**Problem requirements**
Retype verbatim only the lines below, starting at the one that contains "Rebuild this screenshot" and ending at the one that contains "import React from". Pictures are excluded from the copy.

**Interface markup and scripts**

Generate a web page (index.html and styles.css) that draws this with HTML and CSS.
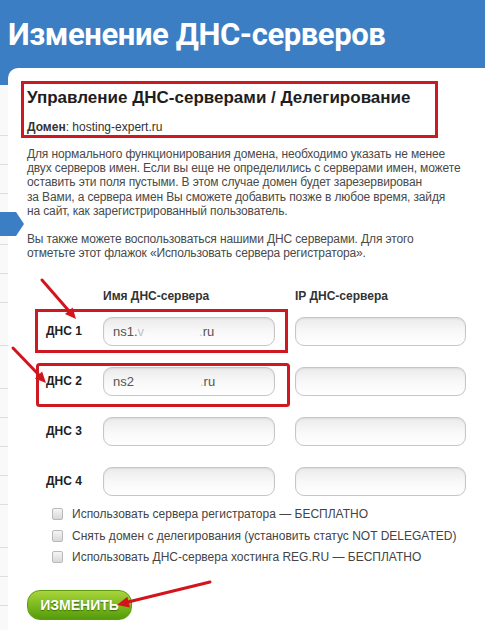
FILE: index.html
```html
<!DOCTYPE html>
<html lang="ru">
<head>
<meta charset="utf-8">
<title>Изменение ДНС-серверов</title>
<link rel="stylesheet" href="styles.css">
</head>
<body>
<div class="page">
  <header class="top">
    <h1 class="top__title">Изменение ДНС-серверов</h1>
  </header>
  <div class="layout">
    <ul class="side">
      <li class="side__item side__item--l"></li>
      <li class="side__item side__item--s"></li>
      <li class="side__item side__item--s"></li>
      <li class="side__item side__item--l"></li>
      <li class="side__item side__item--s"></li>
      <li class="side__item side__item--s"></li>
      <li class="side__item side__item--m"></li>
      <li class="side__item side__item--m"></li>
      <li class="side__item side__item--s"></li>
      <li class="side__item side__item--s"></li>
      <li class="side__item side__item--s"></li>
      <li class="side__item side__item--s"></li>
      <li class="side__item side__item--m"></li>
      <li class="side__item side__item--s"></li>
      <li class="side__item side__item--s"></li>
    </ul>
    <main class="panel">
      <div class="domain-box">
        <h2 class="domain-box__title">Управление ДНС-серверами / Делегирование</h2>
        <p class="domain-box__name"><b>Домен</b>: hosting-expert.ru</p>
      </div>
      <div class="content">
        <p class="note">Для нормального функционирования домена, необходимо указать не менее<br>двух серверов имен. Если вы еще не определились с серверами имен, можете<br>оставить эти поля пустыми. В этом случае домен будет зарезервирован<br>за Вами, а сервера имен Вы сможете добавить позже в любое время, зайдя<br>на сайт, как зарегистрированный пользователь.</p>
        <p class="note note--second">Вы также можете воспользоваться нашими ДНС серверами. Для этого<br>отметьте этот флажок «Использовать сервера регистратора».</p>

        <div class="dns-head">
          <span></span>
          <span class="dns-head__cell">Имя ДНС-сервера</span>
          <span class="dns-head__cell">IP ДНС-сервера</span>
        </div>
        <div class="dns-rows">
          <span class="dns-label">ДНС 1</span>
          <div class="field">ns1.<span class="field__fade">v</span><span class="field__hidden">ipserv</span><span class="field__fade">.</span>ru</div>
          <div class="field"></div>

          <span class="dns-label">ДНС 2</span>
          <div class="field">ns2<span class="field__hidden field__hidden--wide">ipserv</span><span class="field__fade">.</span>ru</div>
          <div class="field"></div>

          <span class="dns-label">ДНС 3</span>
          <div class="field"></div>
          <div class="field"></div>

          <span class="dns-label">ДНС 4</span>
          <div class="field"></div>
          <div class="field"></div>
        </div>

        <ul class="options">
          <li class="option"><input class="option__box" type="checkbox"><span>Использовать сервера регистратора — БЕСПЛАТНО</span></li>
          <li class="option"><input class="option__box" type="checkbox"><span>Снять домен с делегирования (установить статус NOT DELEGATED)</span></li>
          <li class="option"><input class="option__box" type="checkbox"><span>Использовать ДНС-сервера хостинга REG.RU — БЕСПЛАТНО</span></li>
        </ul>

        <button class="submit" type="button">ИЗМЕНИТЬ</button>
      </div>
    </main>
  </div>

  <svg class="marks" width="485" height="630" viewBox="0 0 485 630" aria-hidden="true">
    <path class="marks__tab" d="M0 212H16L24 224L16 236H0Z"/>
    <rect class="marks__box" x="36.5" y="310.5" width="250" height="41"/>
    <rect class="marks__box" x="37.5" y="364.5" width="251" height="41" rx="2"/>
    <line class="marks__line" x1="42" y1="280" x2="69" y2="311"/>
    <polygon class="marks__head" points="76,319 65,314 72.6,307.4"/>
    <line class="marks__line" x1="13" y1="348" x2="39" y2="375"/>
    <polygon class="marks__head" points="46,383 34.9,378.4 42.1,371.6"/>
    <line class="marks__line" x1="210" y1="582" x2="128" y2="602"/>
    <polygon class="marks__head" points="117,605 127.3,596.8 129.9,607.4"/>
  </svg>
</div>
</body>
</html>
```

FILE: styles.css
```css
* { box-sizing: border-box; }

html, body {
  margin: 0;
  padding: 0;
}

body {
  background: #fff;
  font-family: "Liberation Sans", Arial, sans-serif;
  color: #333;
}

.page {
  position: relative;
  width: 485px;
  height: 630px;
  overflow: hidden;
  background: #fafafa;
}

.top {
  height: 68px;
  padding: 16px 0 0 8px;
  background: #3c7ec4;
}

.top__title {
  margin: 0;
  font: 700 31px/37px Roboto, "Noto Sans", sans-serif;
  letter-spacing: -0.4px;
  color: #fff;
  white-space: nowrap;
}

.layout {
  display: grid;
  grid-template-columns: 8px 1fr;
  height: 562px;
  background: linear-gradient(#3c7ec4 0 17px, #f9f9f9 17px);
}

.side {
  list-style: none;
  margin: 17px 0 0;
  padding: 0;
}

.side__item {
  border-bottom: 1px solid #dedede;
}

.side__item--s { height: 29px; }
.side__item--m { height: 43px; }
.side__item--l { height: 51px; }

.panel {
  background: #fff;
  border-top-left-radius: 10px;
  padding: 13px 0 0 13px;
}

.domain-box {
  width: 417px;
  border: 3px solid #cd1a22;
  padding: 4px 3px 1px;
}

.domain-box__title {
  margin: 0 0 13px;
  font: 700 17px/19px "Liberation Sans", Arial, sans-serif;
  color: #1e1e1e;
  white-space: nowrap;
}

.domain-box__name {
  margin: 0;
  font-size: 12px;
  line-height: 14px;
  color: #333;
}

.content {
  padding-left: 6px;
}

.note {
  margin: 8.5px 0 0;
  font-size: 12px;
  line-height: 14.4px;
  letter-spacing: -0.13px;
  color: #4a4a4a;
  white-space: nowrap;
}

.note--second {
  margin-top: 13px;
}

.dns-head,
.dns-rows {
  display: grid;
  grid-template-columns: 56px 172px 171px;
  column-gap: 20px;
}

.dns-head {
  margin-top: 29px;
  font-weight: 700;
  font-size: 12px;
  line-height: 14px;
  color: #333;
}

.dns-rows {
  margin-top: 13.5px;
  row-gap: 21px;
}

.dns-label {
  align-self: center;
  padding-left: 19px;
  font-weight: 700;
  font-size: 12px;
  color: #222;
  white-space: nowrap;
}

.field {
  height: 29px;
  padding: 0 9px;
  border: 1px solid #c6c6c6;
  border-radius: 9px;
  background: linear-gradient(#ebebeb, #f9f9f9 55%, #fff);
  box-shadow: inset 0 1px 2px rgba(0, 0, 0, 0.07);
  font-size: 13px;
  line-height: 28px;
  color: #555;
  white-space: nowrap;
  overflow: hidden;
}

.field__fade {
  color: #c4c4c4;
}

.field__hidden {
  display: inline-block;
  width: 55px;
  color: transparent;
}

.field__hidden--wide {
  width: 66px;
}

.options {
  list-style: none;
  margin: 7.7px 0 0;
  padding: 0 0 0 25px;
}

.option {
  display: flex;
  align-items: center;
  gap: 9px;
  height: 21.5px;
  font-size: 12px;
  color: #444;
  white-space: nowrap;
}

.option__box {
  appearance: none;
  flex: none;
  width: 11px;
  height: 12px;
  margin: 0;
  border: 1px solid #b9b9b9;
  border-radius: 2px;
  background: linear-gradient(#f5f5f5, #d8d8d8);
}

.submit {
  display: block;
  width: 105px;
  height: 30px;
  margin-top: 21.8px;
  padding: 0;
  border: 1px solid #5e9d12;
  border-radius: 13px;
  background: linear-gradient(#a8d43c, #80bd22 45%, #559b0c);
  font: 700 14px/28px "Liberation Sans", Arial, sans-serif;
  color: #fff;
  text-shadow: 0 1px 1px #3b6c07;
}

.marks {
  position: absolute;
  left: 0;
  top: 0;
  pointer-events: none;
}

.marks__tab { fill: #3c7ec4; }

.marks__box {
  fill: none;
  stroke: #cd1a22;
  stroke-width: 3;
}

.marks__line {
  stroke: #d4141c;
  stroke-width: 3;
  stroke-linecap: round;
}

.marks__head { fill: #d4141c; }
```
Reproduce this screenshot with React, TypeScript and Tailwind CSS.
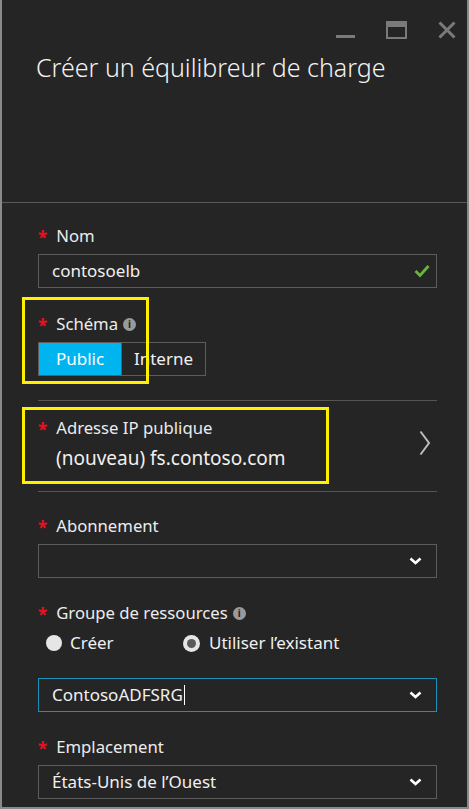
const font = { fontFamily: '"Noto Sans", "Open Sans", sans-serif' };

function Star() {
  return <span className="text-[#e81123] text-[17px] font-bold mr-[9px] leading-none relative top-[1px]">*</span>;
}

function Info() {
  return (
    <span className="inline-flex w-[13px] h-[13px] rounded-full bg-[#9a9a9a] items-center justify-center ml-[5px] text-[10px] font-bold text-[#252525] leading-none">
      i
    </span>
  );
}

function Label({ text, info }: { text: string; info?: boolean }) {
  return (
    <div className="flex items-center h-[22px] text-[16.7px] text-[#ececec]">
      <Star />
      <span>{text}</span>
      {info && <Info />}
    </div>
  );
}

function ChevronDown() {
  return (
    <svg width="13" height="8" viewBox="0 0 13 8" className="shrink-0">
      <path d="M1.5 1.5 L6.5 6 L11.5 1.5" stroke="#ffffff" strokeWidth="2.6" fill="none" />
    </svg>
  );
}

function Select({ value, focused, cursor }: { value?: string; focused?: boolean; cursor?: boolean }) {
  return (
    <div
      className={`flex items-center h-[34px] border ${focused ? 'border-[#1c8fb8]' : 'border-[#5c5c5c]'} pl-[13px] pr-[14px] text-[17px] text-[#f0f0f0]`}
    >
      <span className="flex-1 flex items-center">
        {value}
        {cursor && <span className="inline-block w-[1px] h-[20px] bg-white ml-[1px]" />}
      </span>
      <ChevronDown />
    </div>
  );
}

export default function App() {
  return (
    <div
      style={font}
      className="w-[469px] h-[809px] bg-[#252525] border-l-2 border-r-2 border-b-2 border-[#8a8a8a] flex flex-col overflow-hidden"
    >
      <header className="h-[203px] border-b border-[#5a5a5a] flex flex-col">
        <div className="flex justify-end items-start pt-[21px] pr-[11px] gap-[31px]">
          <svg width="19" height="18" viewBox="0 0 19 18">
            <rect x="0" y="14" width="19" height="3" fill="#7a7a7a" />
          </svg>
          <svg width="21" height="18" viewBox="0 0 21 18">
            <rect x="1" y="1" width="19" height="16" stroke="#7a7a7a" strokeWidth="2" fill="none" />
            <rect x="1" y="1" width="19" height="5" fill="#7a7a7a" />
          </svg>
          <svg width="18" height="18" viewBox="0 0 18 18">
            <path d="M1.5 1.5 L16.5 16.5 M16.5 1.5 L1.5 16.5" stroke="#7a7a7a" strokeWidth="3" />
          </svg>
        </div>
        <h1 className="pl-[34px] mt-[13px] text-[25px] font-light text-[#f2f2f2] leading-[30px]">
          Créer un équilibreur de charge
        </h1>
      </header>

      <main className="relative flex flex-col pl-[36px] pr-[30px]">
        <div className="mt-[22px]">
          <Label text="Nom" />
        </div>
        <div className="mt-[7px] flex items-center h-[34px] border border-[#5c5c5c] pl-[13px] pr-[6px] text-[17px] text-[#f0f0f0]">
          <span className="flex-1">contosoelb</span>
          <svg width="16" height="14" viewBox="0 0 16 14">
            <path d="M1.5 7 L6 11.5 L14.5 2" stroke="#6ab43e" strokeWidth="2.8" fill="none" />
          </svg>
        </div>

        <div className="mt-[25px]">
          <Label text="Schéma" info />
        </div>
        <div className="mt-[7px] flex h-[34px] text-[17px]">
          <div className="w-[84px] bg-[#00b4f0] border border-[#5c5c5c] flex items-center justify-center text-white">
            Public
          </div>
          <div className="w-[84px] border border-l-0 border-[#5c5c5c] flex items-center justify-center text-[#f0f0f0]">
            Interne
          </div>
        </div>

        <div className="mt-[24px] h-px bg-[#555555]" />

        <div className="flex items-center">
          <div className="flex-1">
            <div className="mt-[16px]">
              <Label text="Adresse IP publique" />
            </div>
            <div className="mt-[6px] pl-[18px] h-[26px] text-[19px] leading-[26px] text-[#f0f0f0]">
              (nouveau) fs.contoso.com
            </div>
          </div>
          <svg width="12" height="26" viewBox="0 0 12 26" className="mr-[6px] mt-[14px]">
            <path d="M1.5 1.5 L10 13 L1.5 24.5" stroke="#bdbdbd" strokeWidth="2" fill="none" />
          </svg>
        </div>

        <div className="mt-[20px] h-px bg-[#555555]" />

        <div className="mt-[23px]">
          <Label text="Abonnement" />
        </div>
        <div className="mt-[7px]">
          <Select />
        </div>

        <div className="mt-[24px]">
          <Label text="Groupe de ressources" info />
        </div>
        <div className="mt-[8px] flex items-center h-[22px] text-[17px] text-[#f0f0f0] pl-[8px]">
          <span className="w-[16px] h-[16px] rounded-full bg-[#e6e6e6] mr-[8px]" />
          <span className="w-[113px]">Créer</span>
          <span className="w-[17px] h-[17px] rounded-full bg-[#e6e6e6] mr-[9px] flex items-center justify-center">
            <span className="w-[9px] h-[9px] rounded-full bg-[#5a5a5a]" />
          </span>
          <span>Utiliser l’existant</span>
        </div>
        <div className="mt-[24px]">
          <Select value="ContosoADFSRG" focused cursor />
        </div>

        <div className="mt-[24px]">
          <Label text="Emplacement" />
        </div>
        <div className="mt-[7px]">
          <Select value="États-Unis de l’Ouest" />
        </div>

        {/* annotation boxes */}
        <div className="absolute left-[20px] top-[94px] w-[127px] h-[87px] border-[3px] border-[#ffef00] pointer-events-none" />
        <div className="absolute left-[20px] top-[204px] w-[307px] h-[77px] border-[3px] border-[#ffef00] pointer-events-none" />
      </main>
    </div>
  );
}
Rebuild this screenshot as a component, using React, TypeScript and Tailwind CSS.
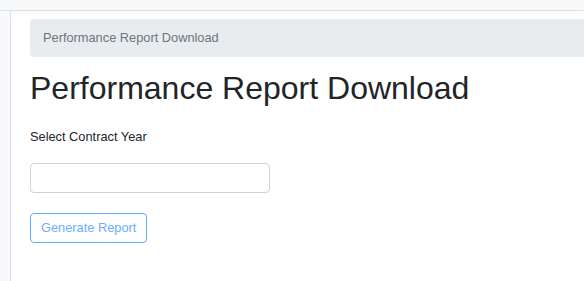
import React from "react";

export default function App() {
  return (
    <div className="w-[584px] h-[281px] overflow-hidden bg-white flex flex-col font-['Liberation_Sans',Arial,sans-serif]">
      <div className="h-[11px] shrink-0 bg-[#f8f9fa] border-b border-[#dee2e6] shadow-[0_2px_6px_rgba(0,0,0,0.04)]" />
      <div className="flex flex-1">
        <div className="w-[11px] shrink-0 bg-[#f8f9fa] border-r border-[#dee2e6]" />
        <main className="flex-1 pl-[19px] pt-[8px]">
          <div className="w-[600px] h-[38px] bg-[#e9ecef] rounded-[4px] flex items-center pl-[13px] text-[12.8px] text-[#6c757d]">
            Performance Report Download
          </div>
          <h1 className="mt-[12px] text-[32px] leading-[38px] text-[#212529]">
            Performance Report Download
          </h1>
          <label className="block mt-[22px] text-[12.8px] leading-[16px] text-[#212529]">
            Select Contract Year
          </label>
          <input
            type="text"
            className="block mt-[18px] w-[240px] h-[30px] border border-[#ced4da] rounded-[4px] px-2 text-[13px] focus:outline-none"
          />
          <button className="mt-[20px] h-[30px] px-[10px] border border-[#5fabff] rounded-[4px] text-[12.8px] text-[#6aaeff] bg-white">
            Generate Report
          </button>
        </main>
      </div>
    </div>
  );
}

**Exercise answer**
Rebuild this screenshot as a component, using React, TypeScript and Tailwind CSS.
import React from "react";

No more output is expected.